A possibly easier approach is to let the user just get an HTTP URI for the download (i.e. a normal, non-Conduit URI) and then call it in a standard way. Maybe by adding a needDownloadURIs parameter to file.info (or waiting for T7715 and adding it to file.query) -- the links are slightly expensive to generate because we have to do one-time token writes so it's probably better not to generate them by default.

This is much simpler, although it won't support parallel downloads or resumable downloads by default. However, we should accept and respect the "Range" HTTP header and be able to process it efficiently, so if we did want to build those features it would probably be less complex overall to just use "Range" headers on the client.

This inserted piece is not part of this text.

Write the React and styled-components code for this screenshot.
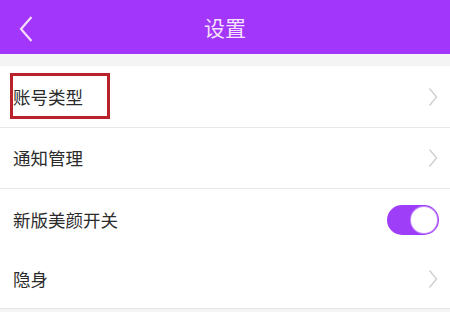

I think that would leave us with only two potential scale issues:

  • We'll still buffer the whole file in memory on the client. For very large files, we need to adjust HTTPSFuture to be able to stream response bodies directly to disk (this isn't too difficult).
  • We may still need a set_time_limit(-1) call somewhere in the pathway of PhabricatorFileDataController to actually prevent the 30s timeout.

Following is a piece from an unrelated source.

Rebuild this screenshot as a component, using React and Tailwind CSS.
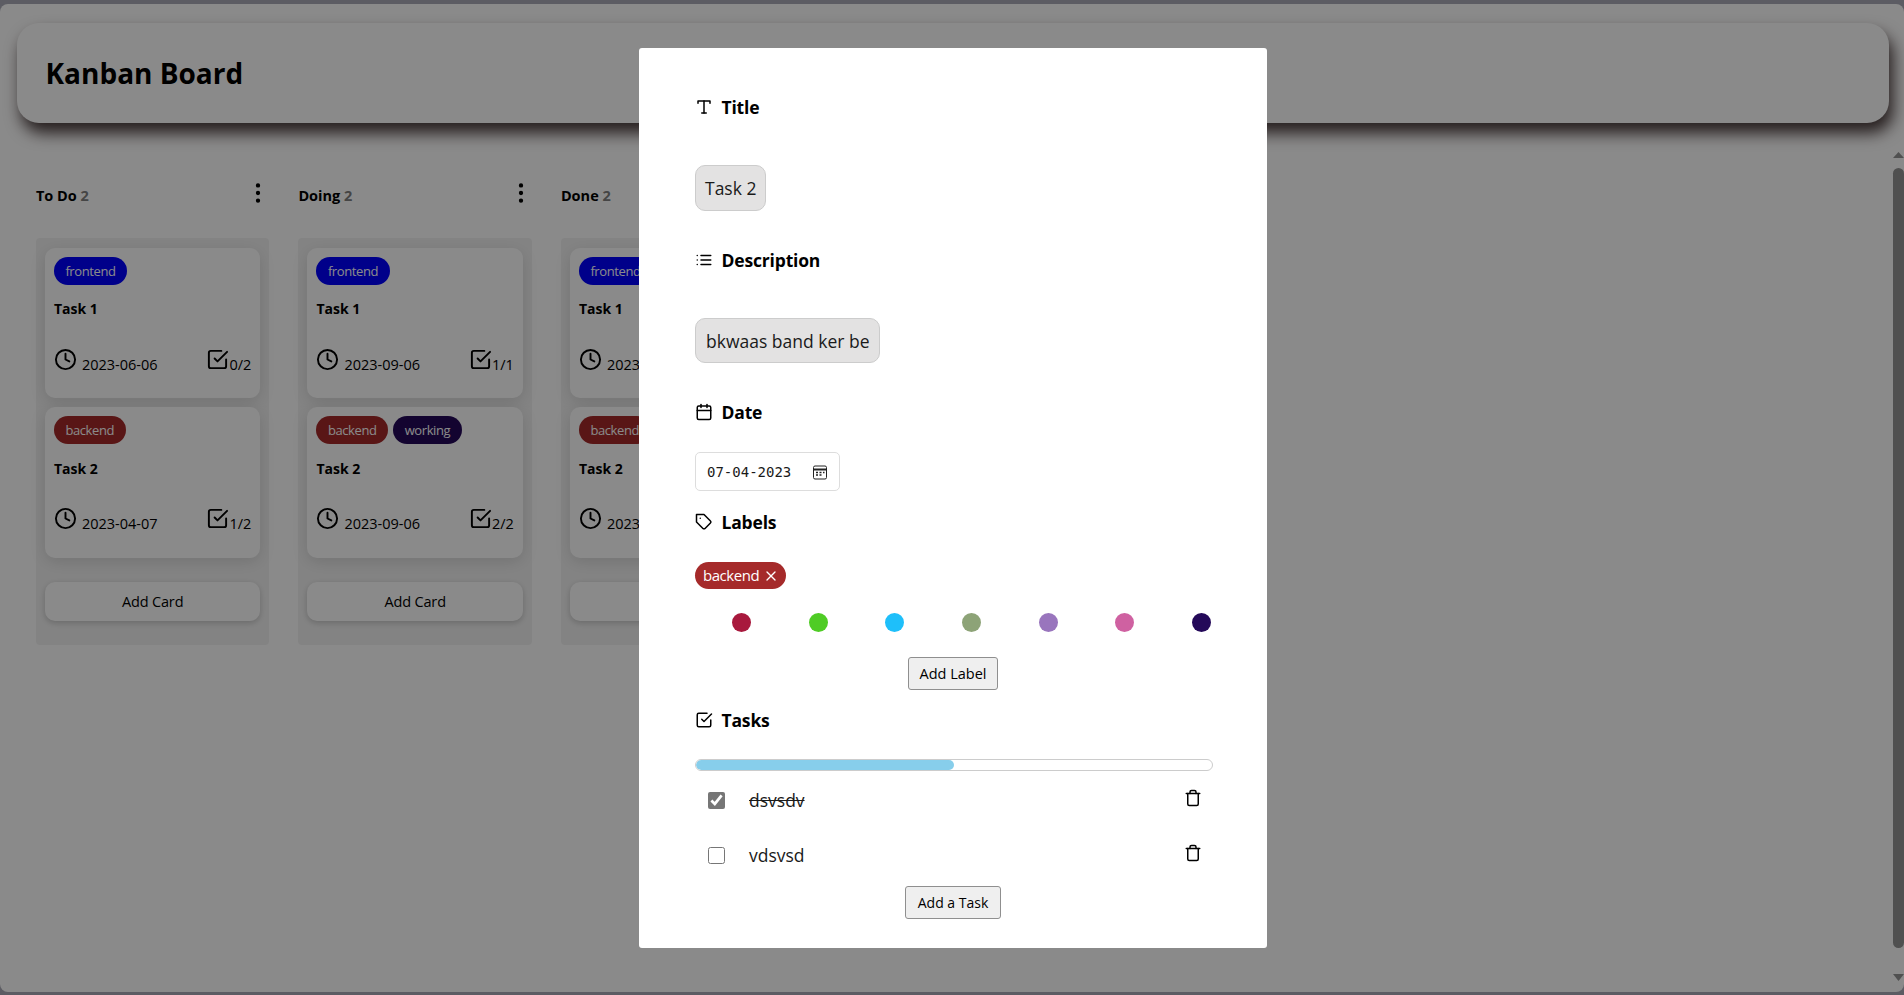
import React from "react";
import { FiType, FiList, FiCalendar, FiTag, FiCheckSquare, FiTrash, FiX, FiClock, FiMoreVertical } from "react-icons/fi";

const columns = [
  {
    title: "To Do",
    cards: [
      { labels: [{ text: "frontend", bg: "bg-[#0000ff]" }], title: "Task 1", date: "2023-06-06", count: "0/2" },
      { labels: [{ text: "backend", bg: "bg-[#a52a2a]" }], title: "Task 2", date: "2023-04-07", count: "1/2" },
    ],
  },
  {
    title: "Doing",
    cards: [
      { labels: [{ text: "frontend", bg: "bg-[#0000ff]" }], title: "Task 1", date: "2023-09-06", count: "1/1" },
      {
        labels: [
          { text: "backend", bg: "bg-[#a52a2a]" },
          { text: "working", bg: "bg-[#240959]" },
        ],
        title: "Task 2",
        date: "2023-09-06",
        count: "2/2",
      },
    ],
  },
  {
    title: "Done",
    cards: [
      { labels: [{ text: "frontend", bg: "bg-[#0000ff]" }], title: "Task 1", date: "2023-09-06", count: "1/1" },
      { labels: [{ text: "backend", bg: "bg-[#a52a2a]" }], title: "Task 2", date: "2023-09-06", count: "2/2" },
    ],
  },
];

const dots = ["bg-[#a8193d]", "bg-[#4fcc25]", "bg-[#1ebffa]", "bg-[#8da377]", "bg-[#9975bd]", "bg-[#cf61a1]", "bg-[#240959]"];

const Card = ({ card }) => (
  <div className="h-[150.5px] shrink-0 rounded-[10px] bg-white px-[9px] pt-[9.3px] shadow-[0_4px_16px_rgba(0,0,0,0.12)]">
    <div className="flex gap-[5px]">
      {card.labels.map((label) => (
        <span key={label.text} className={`h-[28px] rounded-[14px] px-[11.5px] text-[13px] leading-[28px] tracking-[-0.03em] text-white ${label.bg}`}>
          {label.text}
        </span>
      ))}
    </div>
    <p className="mt-[13.5px] h-[22px] text-[14px] leading-[22px] font-bold text-black">{card.title}</p>
    <div className="mt-[27.5px] flex items-start justify-between">
      <div className="flex items-start gap-[5px]">
        <FiClock size={23} className="text-black" />
        <span className="mt-[6px] text-[14.5px] leading-[22px] text-black">{card.date}</span>
      </div>
      <div className="flex items-start">
        <FiCheckSquare size={23} className="text-black" />
        <span className="mt-[6px] text-[14.5px] leading-[22px] text-black">{card.count}</span>
      </div>
    </div>
  </div>
);

const Column = ({ column }) => (
  <div className="w-[233.5px] shrink-0">
    <div className="flex h-[24px] items-center justify-between">
      <p className="translate-y-[0.5px] text-[14.5px] font-bold text-black">
        {column.title} <span className="text-[#808080]">2</span>
      </p>
      <FiMoreVertical size={26} className="-mr-[2px] -translate-y-[2px] text-black" />
    </div>
    <div className="mt-[31px] flex h-[407px] flex-col gap-[9px] rounded-[4px] bg-[#f3f3f3] px-[9px] pt-[9.7px]">
      {column.cards.map((card, i) => (
        <Card key={i} card={card} />
      ))}
      <button className="mt-[15px] h-[39px] shrink-0 rounded-[10px] bg-white pt-[1px] text-[14.5px] tracking-[-0.01em] text-black shadow-[0_2px_6px_rgba(0,0,0,0.2)]">
        Add Card
      </button>
    </div>
  </div>
);

const SectionTitle = ({ icon, text, className }) => (
  <div className={`flex h-[24px] items-center gap-[8.5px] ${className}`}>
    {icon}
    <p className="text-[17.5px] leading-[24px] font-bold tracking-[-0.01em] text-black">{text}</p>
  </div>
);

const TaskRow = ({ text, done, className }) => (
  <div className={`flex h-[17px] items-center pr-[11px] pl-[13px] ${className}`}>
    <input type="checkbox" defaultChecked={done} className="h-[17px] w-[17px] accent-[#767676]" />
    <span className={`ml-[24px] flex-1 text-[17.5px] text-[#1a1a1a] ${done ? "line-through" : ""}`}>{text}</span>
    <FiTrash size={18} className="-translate-y-[3px] text-black" />
  </div>
);

const App = () => {
  return (
    <div className="h-screen overflow-hidden bg-[#aaaab7] pt-[4px] pb-[3px] font-['Open_Sans',sans-serif]">
      <div className="flex h-full flex-col rounded-[8px] bg-white">
        <header className="mt-[19px] mr-[15px] ml-[17px] flex h-[100px] shrink-0 items-center rounded-[22px] bg-white pl-[28.5px] shadow-[4px_10px_16px_rgba(60,45,45,0.95)]">
          <h1 className="text-[28px] font-bold text-black">Kanban Board</h1>
        </header>

        <div className="flex min-h-0 flex-1">
          <div className="flex flex-1 gap-[29px] overflow-hidden pt-[60px] pl-[35.9px]">
            {columns.map((column) => (
              <Column key={column.title} column={column} />
            ))}
          </div>
          <div className="flex w-[16px] shrink-0 flex-col items-center pt-[29px] pb-[11px] pl-[5px]">
            <svg width="11" height="6" viewBox="0 0 11 6" className="shrink-0">
              <path d="M5.5 0L11 6H0z" fill="#949494" />
            </svg>
            <div className="mt-[10px] w-[11px] flex-1 rounded-[6px] bg-[#949494]" />
            <svg width="11" height="7" viewBox="0 0 11 7" className="mt-[26px] shrink-0">
              <path d="M0 0H11L5.5 7z" fill="#949494" />
            </svg>
          </div>
        </div>
      </div>

      {/* modal */}
      <div className="fixed inset-0 flex bg-[rgba(0,0,0,0.46)] pt-[48px] pl-[639px]">
        <div className="flex h-[900px] w-[628px] flex-col rounded-[3px] bg-white pt-[47px] pr-[54px] pl-[56px]">
          <SectionTitle icon={<FiType size={18} />} text="Title" />
          <div className="mt-[46px] flex h-[46px] w-fit items-center rounded-[10px] border border-[#cccccc] bg-[#e3e2e2] px-[9px] text-[17.5px] text-[#1a1a1a]">
            Task 2
          </div>

          <SectionTitle icon={<FiList size={18} />} text="Description" className="mt-[37px]" />
          <div className="mt-[46px] flex h-[45px] w-fit items-center rounded-[10px] border border-[#cccccc] bg-[#e3e2e2] px-[10px] pt-[1px] text-[17.5px] text-[#1a1a1a]">
            bkwaas band ker be
          </div>

          <SectionTitle icon={<FiCalendar size={18} />} text="Date" className="mt-[37px]" />
          <div className="mt-[28px] flex h-[39px] w-[145px] items-center justify-between rounded-[5px] border border-[#dddddd] pt-[1px] pr-[12px] pl-[11px]">
            <span className="font-['DejaVu_Sans_Mono',monospace] text-[14px] text-[#1a1a1a]">07-04-2023</span>
            <svg width="14" height="15" viewBox="0 0 14 15" fill="none" stroke="#222" strokeWidth="1">
              <rect x="0.5" y="1" width="13" height="13" rx="1.5" />
              <path d="M0.5 4.5H13.5" strokeWidth="2" />
              <path d="M3 7.5H5M6.5 7.5H8.5M10 7.5H11.5M3 10H5M6.5 10H8.5" strokeWidth="1.4" />
            </svg>
          </div>

          <SectionTitle icon={<FiTag size={18} />} text="Labels" className="mt-[19px]" />
          <div className="mt-[28px] flex h-[27px] w-fit items-center gap-[4px] rounded-[14px] bg-[#a52a2a] pr-[7px] pl-[8px] text-[15px] tracking-[-0.03em] text-white">
            backend <FiX size={16} />
          </div>
          <div className="mt-[24px] flex h-[19px] justify-between pr-[2px] pl-[37px]">
            {dots.map((dot) => (
              <span key={dot} className={`h-[19px] w-[19px] rounded-full ${dot}`} />
            ))}
          </div>
          <button className="mt-[25px] mr-[2px] h-[33px] w-[90px] self-center rounded-[3px] border border-[#8f8f8f] bg-[#efefef] text-[14.5px] text-black">
            Add Label
          </button>

          <SectionTitle icon={<FiCheckSquare size={18} />} text="Tasks" className="mt-[18px]" />
          <div className="mt-[27px] h-[12px] overflow-hidden rounded-[30px] border border-[#cccccc]">
            <div className="h-full w-1/2 rounded-[30px] bg-[#87ceeb]" />
          </div>
          <TaskRow text="dsvsdv" done className="mt-[21px]" />
          <TaskRow text="vdsvsd" className="mt-[38px]" />
          <button className="mt-[22px] mr-[2px] h-[33px] w-[96px] self-center rounded-[3px] border border-[#8f8f8f] bg-[#efefef] text-[14px] text-black">
            Add a Task
          </button>
        </div>
      </div>
    </div>
  );
};

export default App;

Could the server do the chunk stitching and stream the response to the
client, rather than fetching it all up front?

Could the server do the chunk stitching and stream the response to the client, rather than fetching it all up front?

This is what it does for normal HTTP downloads.

Can you point me at the code where the chunk stitching happens?

PhabricatorFileChunkIterator does the stitching. Basically the flow is like this:

  • The controller loads the PhabricatorFile and does policy, etc., checks.
  • It asks the StorageEngine for an iterator, then configures it with start/end if there's a "Range" header.
  • It wraps the iterator in a FileResponse and returns that.

The FileResponse iterates the iterator and dumps the results out as a response stream.

The iterator loads chunks one at a time and hands them off to the response.

eadler added a project: Restricted Project.Aug 7 2016, 8:00 PM

After D17614, arc download uses file.search to retrieve a URI it can GET, then does a normal HTTP GET to that URI, retrieving the file content in the HTTP response body.